George McCaskey wrote in his statement that following George Floyd’s murder, “we are witnessing the anger and frustration play out in protests across the nation, including Chicago.” He talked about addressing the murder in team meetings, and continuing the organization’s support of four Chicago community groups.

These are wonderful commitments. And listening to Akiem Hicks speak about those team meetings, which he said created “healing” in the locker room and “changed my perspective on life,” it sounds like they hit their mark for many of the players.

But a sports franchise’s statement needs to hit its mark with the public with the same tangible strength. 

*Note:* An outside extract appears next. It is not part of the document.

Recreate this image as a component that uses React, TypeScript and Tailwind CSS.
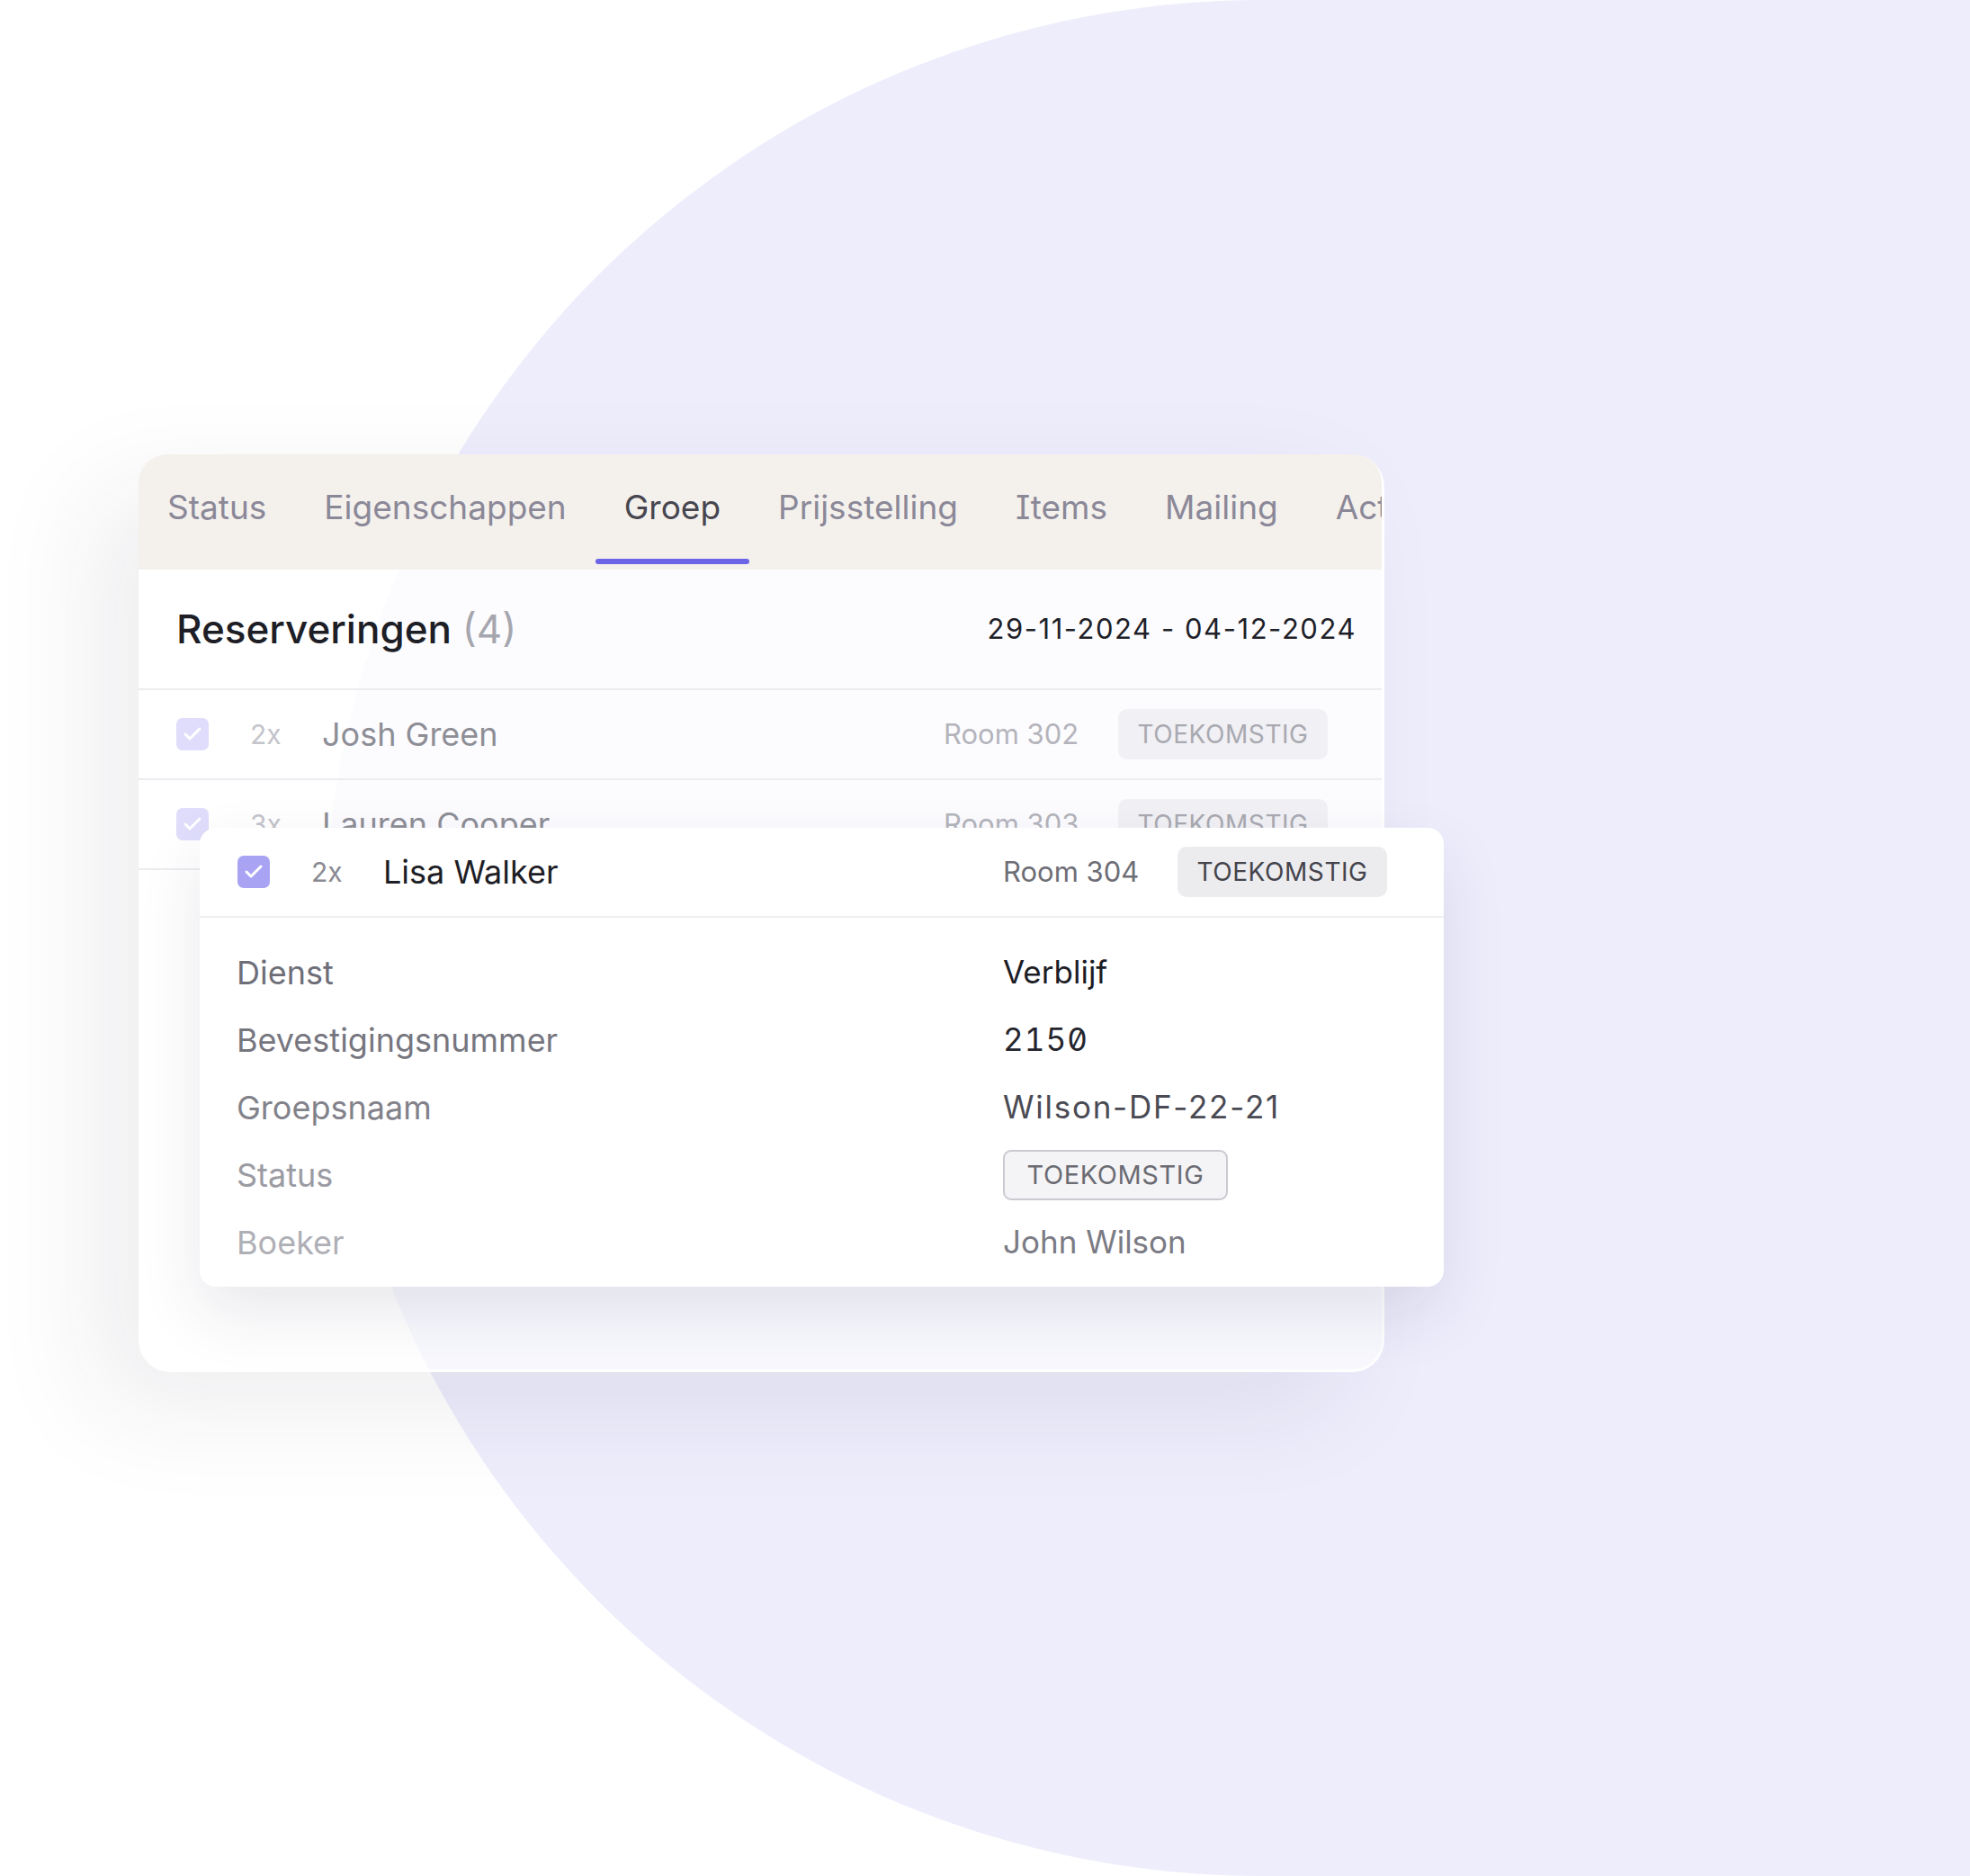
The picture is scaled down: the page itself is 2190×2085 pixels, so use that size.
import { Check } from 'lucide-react';

const font = { fontFamily: 'Inter, "Noto Sans", sans-serif' };

const tabs = ['Status', 'Eigenschappen', 'Groep', 'Prijsstelling', 'Items', 'Mailing', 'Activiteiten'];

type RowProps = {
  qty: string;
  name: string;
  room: string;
  active?: boolean;
};

function Checkbox({ active }: { active?: boolean }) {
  return (
    <div
      className={`flex h-[36px] w-[36px] shrink-0 items-center justify-center rounded-[7px] ${
        active ? 'bg-[#a8a4f3]' : 'bg-[#dfddfb]'
      }`}
    >
      <Check size={24} strokeWidth={3} className="text-white" />
    </div>
  );
}

function Badge({ active }: { active?: boolean }) {
  return (
    <div
      className={`flex h-[56px] w-[233px] shrink-0 items-center justify-center rounded-[10px] text-[28px] tracking-[0.02em] ${
        active ? 'bg-[#ececef] text-[#44444c]' : 'bg-[#f1f0f4] text-[#a9a9b1]'
      }`}
    >
      TOEKOMSTIG
    </div>
  );
}

function ReservationRow({ qty, name, room, active }: RowProps) {
  return (
    <div className={`flex h-[98px] items-center pl-[42px] ${active ? 'pr-[63px]' : 'pr-[60px]'}`}>
      <Checkbox active={active} />
      <span className={`ml-[46px] w-[80px] text-[30px] ${active ? 'text-[#8a8a92]' : 'text-[#c4c4cb]'}`}>{qty}</span>
      <span className={`flex-1 text-[36px] ${active ? 'text-[#1e1e26]' : 'text-[#8e8e96]'}`}>{name}</span>
      <span className={`w-[194px] text-[31px] ${active ? 'text-[#6e6e76]' : 'text-[#b4b4bb]'}`}>{room}</span>
      <Badge active={active} />
    </div>
  );
}

const details = [
  { label: 'Dienst', labelColor: 'text-[#6e6e78]', value: 'Verblijf', valueColor: 'text-[#1d1d26]' },
  { label: 'Bevestigingsnummer', labelColor: 'text-[#76767f]', value: '2150', valueColor: 'text-[#25252e] tracking-[0.03em]' },
  { label: 'Groepsnaam', labelColor: 'text-[#82828b]', value: 'Wilson-DF-22-21', valueColor: 'text-[#4a4a54] tracking-[0.05em]' },
  { label: 'Status', labelColor: 'text-[#9b9ba3]', value: null, valueColor: '' },
  { label: 'Boeker', labelColor: 'text-[#afafb6]', value: 'John Wilson', valueColor: 'text-[#7b7b84]' },
];

export default function App() {
  return (
    <div className="relative h-[2085px] w-[2190px] overflow-hidden bg-white" style={font}>
      {/* backdrop shape */}
      <div className="absolute left-[360px] top-0 h-[2085px] w-[3000px] rounded-[1043px] bg-[#eeedfc]" />

      <div className="relative pl-[154px] pt-[505px]">
        <div className="relative h-[1020px] w-[1385px] rounded-[36px] border-r-[3px] border-b-[3px] border-white/90 bg-white/60 shadow-[-50px_40px_120px_rgba(40,40,70,0.08)]">
          {/* tabs */}
          <div className="flex h-[128px] overflow-hidden rounded-t-[32px] bg-[#f3efeb]/90" style={{ fontFeatureSettings: '"cv08"' }}>
            {tabs.map((t) => (
              <div key={t} className="flex shrink-0 flex-col pt-[37px]">
                <span
                  className={`px-[32px] text-[37px] leading-[44px] whitespace-nowrap ${
                    t === 'Groep' ? 'text-[#47464f]' : 'text-[#8b8898]'
                  }`}
                >
                  {t}
                </span>
                <div className={`mt-[35px] h-[6px] w-full rounded-full ${t === 'Groep' ? 'bg-[#6c64e6]' : ''}`} />
              </div>
            ))}
          </div>

          {/* header */}
          <div className="flex h-[134px] items-center justify-between border-b-2 border-[#ececf1] bg-white/60 pl-[42px] pr-[28px]">
            <div className="text-[44px] font-medium text-[#1e1e26]">
              Reserveringen <span className="font-normal text-[#a6a6ae]">(4)</span>
            </div>
            <div className="text-[31px] tracking-[0.05em] text-[#1f1f28]">29-11-2024 - 04-12-2024</div>
          </div>

          <div className="border-b-2 border-[#ececf1] bg-white/50">
            <ReservationRow qty="2x" name="Josh Green" room="Room 302" />
          </div>
          <div className="border-b-2 border-[#ececf1] bg-white/50">
            <ReservationRow qty="3x" name="Lauren Cooper" room="Room 303" />
          </div>

          {/* expanded reservation */}
          <div className="absolute left-[68px] top-[415px] w-[1383px] rounded-[18px] bg-white shadow-[0_30px_70px_rgba(40,40,80,0.10)]">
            <div className="border-b-2 border-[#efeff2]">
              <ReservationRow qty="2x" name="Lisa Walker" room="Room 304" active />
            </div>
            <div className="grid grid-cols-[852px_1fr] pb-[12px] pl-[41px] pt-[23px]">
              {details.map((d) => (
                <div key={d.label} className="contents">
                  <div className={`flex h-[75px] items-center text-[36px] ${d.labelColor}`}>{d.label}</div>
                  <div className="flex h-[75px] items-center">
                    {d.value ? (
                      <span
                        className={`text-[35px] ${d.valueColor}`}
                        style={d.value === '2150' ? { fontFeatureSettings: '"tnum", "zero"' } : undefined}
                      >
                        {d.value}
                      </span>
                    ) : (
                      <span className="flex h-[56px] w-[250px] items-center justify-center rounded-[9px] border-2 border-[#cacad0] bg-[#f4f4f6] text-[29px] tracking-[0.02em] text-[#6b6b73]">
                        TOEKOMSTIG
                      </span>
                    )}
                  </div>
                </div>
              ))}
            </div>
          </div>
        </div>
      </div>
    </div>
  );
}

The images and stories of police violence in Chicago this past week — against protesters, press and passerby — are horrific, yet not surprising. As Mayor Lightfoot noted, Chicago has a deep history of police violence, specifically against Black people. In the past week, we’ve seen an officer running over a 16-year-old girl in Roseland, officers shoving, brawling and clubbing protesters, and officers pepper spraying reporters

Then there were the officers who dragged a woman from her car Sunday afternoon in a mall parking lot, where she was shopping with friends, and beat her, kneeling on her neck.

Since protests in Chicago over Floyd’s killing began Friday, May 29, 344 complaints have been made against the Chicago Police Department, according to the head of the city’s Civilian Office of Police Accountability, for excessive force, denial of counsel, improper search and seizure and verbal abuse.

Incredibly, one of those complaints is from Ghian Foreman, president of the Chicago Police Board, the independent civilian-led board that decides disciplinary cases involving police. Foreman’s complaint alleges that officers struck his legs with batons at least five times while he marched on 47th Street to protest police brutality.